> _GIVEN EXERCISE_: Images are not part of the copy; write out the rest of the data exactly as given.
'''
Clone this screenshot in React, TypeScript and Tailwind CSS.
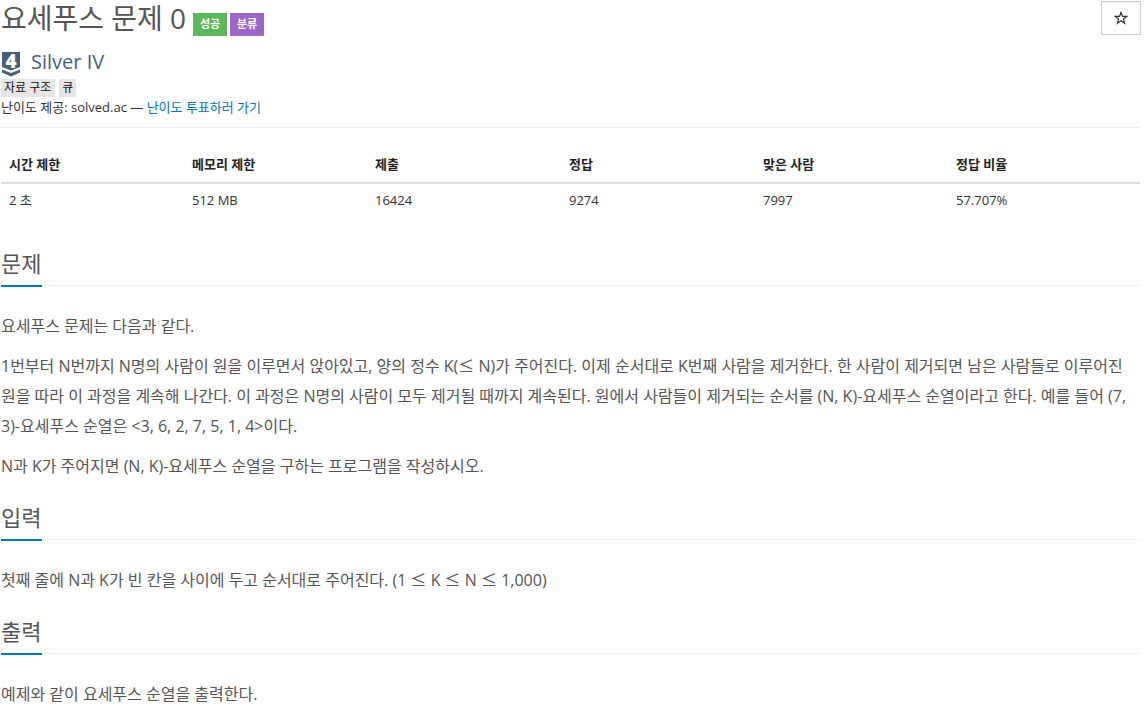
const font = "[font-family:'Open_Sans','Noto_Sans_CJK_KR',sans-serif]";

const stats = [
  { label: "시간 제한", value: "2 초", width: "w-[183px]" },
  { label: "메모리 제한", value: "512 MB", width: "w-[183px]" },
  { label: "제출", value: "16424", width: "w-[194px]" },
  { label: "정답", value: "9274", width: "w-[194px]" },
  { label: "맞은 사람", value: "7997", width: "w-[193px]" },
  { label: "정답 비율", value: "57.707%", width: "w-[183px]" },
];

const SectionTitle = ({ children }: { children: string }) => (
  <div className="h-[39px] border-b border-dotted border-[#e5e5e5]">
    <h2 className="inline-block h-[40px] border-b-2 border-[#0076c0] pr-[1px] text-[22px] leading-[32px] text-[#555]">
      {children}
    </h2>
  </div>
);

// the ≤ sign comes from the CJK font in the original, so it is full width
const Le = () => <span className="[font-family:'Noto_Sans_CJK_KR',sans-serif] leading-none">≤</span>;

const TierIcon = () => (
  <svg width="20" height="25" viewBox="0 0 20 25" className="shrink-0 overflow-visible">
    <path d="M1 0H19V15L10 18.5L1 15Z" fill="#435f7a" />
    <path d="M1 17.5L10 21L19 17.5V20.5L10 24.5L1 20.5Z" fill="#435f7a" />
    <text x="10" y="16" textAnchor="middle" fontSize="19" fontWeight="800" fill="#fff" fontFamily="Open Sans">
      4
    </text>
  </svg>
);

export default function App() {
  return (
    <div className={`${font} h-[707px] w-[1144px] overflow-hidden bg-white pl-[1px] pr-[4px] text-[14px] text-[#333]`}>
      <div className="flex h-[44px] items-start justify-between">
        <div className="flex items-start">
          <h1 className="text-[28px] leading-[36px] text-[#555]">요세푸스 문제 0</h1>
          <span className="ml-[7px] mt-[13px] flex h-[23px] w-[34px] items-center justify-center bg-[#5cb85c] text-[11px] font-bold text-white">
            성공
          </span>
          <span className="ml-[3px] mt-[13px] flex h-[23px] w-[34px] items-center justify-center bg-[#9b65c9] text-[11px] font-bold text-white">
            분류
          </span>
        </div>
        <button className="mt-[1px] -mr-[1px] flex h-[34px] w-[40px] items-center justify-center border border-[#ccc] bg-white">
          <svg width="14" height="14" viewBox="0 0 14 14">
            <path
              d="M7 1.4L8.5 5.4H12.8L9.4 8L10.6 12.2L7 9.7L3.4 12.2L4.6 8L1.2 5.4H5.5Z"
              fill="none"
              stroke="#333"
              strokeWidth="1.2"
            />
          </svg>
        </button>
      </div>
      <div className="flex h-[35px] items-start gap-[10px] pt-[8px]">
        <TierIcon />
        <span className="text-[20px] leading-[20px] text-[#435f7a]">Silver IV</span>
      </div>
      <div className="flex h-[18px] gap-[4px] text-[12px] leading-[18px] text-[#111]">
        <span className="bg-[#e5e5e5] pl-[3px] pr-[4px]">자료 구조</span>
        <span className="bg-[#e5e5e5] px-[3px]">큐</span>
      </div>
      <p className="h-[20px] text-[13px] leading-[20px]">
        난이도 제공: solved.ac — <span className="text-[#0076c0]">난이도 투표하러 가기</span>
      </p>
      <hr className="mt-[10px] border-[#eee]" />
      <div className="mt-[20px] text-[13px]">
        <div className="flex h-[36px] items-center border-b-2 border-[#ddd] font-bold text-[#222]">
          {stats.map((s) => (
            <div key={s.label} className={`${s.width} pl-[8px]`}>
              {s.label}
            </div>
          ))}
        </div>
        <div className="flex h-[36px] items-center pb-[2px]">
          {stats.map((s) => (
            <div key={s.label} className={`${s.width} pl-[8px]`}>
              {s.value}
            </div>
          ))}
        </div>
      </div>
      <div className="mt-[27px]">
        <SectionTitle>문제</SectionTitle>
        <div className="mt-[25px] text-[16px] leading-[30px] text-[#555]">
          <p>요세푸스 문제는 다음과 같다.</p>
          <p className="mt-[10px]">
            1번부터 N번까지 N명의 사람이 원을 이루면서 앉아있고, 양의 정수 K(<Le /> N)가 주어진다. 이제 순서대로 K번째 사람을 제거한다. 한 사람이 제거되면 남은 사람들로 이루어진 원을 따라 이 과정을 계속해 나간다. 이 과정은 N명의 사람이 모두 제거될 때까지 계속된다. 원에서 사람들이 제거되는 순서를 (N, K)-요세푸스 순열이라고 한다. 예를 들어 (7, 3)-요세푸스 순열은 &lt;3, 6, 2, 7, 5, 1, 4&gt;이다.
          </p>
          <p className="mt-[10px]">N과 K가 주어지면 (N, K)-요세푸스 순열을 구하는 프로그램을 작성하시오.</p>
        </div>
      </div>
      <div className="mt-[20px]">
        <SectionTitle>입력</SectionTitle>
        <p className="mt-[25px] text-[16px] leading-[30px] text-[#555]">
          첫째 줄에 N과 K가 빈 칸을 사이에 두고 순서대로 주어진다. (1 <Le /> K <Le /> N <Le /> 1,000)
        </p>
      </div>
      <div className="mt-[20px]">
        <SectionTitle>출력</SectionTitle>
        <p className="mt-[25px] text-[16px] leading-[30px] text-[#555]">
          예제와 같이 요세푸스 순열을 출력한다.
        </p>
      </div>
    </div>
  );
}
'''
> _OUTPUT BELOW_:
Clone this screenshot in React, TypeScript and Tailwind CSS.
const font = "[font-family:'Open_Sans','Noto_Sans_CJK_KR',sans-serif]";

const stats = [
  { label: "시간 제한", value: "2 초", width: "w-[183px]" },
  { label: "메모리 제한", value: "512 MB", width: "w-[183px]" },
  { label: "제출", value: "16424", width: "w-[194px]" },
  { label: "정답", value: "9274", width: "w-[194px]" },
  { label: "맞은 사람", value: "7997", width: "w-[193px]" },
  { label: "정답 비율", value: "57.707%", width: "w-[183px]" },
];

const SectionTitle = ({ children }: { children: string }) => (
  <div className="h-[39px] border-b border-dotted border-[#e5e5e5]">
    <h2 className="inline-block h-[40px] border-b-2 border-[#0076c0] pr-[1px] text-[22px] leading-[32px] text-[#555]">
      {children}
    </h2>
  </div>
);

// the ≤ sign comes from the CJK font in the original, so it is full width
const Le = () => <span className="[font-family:'Noto_Sans_CJK_KR',sans-serif] leading-none">≤</span>;

const TierIcon = () => (
  <svg width="20" height="25" viewBox="0 0 20 25" className="shrink-0 overflow-visible">
    <path d="M1 0H19V15L10 18.5L1 15Z" fill="#435f7a" />
    <path d="M1 17.5L10 21L19 17.5V20.5L10 24.5L1 20.5Z" fill="#435f7a" />
    <text x="10" y="16" textAnchor="middle" fontSize="19" fontWeight="800" fill="#fff" fontFamily="Open Sans">
      4
    </text>
  </svg>
);

export default function App() {
  return (
    <div className={`${font} h-[707px] w-[1144px] overflow-hidden bg-white pl-[1px] pr-[4px] text-[14px] text-[#333]`}>
      <div className="flex h-[44px] items-start justify-between">
        <div className="flex items-start">
          <h1 className="text-[28px] leading-[36px] text-[#555]">요세푸스 문제 0</h1>
          <span className="ml-[7px] mt-[13px] flex h-[23px] w-[34px] items-center justify-center bg-[#5cb85c] text-[11px] font-bold text-white">
            성공
          </span>
          <span className="ml-[3px] mt-[13px] flex h-[23px] w-[34px] items-center justify-center bg-[#9b65c9] text-[11px] font-bold text-white">
            분류
          </span>
        </div>
        <button className="mt-[1px] -mr-[1px] flex h-[34px] w-[40px] items-center justify-center border border-[#ccc] bg-white">
          <svg width="14" height="14" viewBox="0 0 14 14">
            <path
              d="M7 1.4L8.5 5.4H12.8L9.4 8L10.6 12.2L7 9.7L3.4 12.2L4.6 8L1.2 5.4H5.5Z"
              fill="none"
              stroke="#333"
              strokeWidth="1.2"
            />
          </svg>
        </button>
      </div>
      <div className="flex h-[35px] items-start gap-[10px] pt-[8px]">
        <TierIcon />
        <span className="text-[20px] leading-[20px] text-[#435f7a]">Silver IV</span>
      </div>
      <div className="flex h-[18px] gap-[4px] text-[12px] leading-[18px] text-[#111]">
        <span className="bg-[#e5e5e5] pl-[3px] pr-[4px]">자료 구조</span>
        <span className="bg-[#e5e5e5] px-[3px]">큐</span>
      </div>
      <p className="h-[20px] text-[13px] leading-[20px]">
        난이도 제공: solved.ac — <span className="text-[#0076c0]">난이도 투표하러 가기</span>
      </p>
      <hr className="mt-[10px] border-[#eee]" />
      <div className="mt-[20px] text-[13px]">
        <div className="flex h-[36px] items-center border-b-2 border-[#ddd] font-bold text-[#222]">
          {stats.map((s) => (
            <div key={s.label} className={`${s.width} pl-[8px]`}>
              {s.label}
            </div>
          ))}
        </div>
        <div className="flex h-[36px] items-center pb-[2px]">
          {stats.map((s) => (
            <div key={s.label} className={`${s.width} pl-[8px]`}>
              {s.value}
            </div>
          ))}
        </div>
      </div>
      <div className="mt-[27px]">
        <SectionTitle>문제</SectionTitle>
        <div className="mt-[25px] text-[16px] leading-[30px] text-[#555]">
          <p>요세푸스 문제는 다음과 같다.</p>
          <p className="mt-[10px]">
            1번부터 N번까지 N명의 사람이 원을 이루면서 앉아있고, 양의 정수 K(<Le /> N)가 주어진다. 이제 순서대로 K번째 사람을 제거한다. 한 사람이 제거되면 남은 사람들로 이루어진 원을 따라 이 과정을 계속해 나간다. 이 과정은 N명의 사람이 모두 제거될 때까지 계속된다. 원에서 사람들이 제거되는 순서를 (N, K)-요세푸스 순열이라고 한다. 예를 들어 (7, 3)-요세푸스 순열은 &lt;3, 6, 2, 7, 5, 1, 4&gt;이다.
          </p>
          <p className="mt-[10px]">N과 K가 주어지면 (N, K)-요세푸스 순열을 구하는 프로그램을 작성하시오.</p>
        </div>
      </div>
      <div className="mt-[20px]">
        <SectionTitle>입력</SectionTitle>
        <p className="mt-[25px] text-[16px] leading-[30px] text-[#555]">
          첫째 줄에 N과 K가 빈 칸을 사이에 두고 순서대로 주어진다. (1 <Le /> K <Le /> N <Le /> 1,000)
        </p>
      </div>
      <div className="mt-[20px]">
        <SectionTitle>출력</SectionTitle>
        <p className="mt-[25px] text-[16px] leading-[30px] text-[#555]">
          예제와 같이 요세푸스 순열을 출력한다.
        </p>
      </div>
    </div>
  );
}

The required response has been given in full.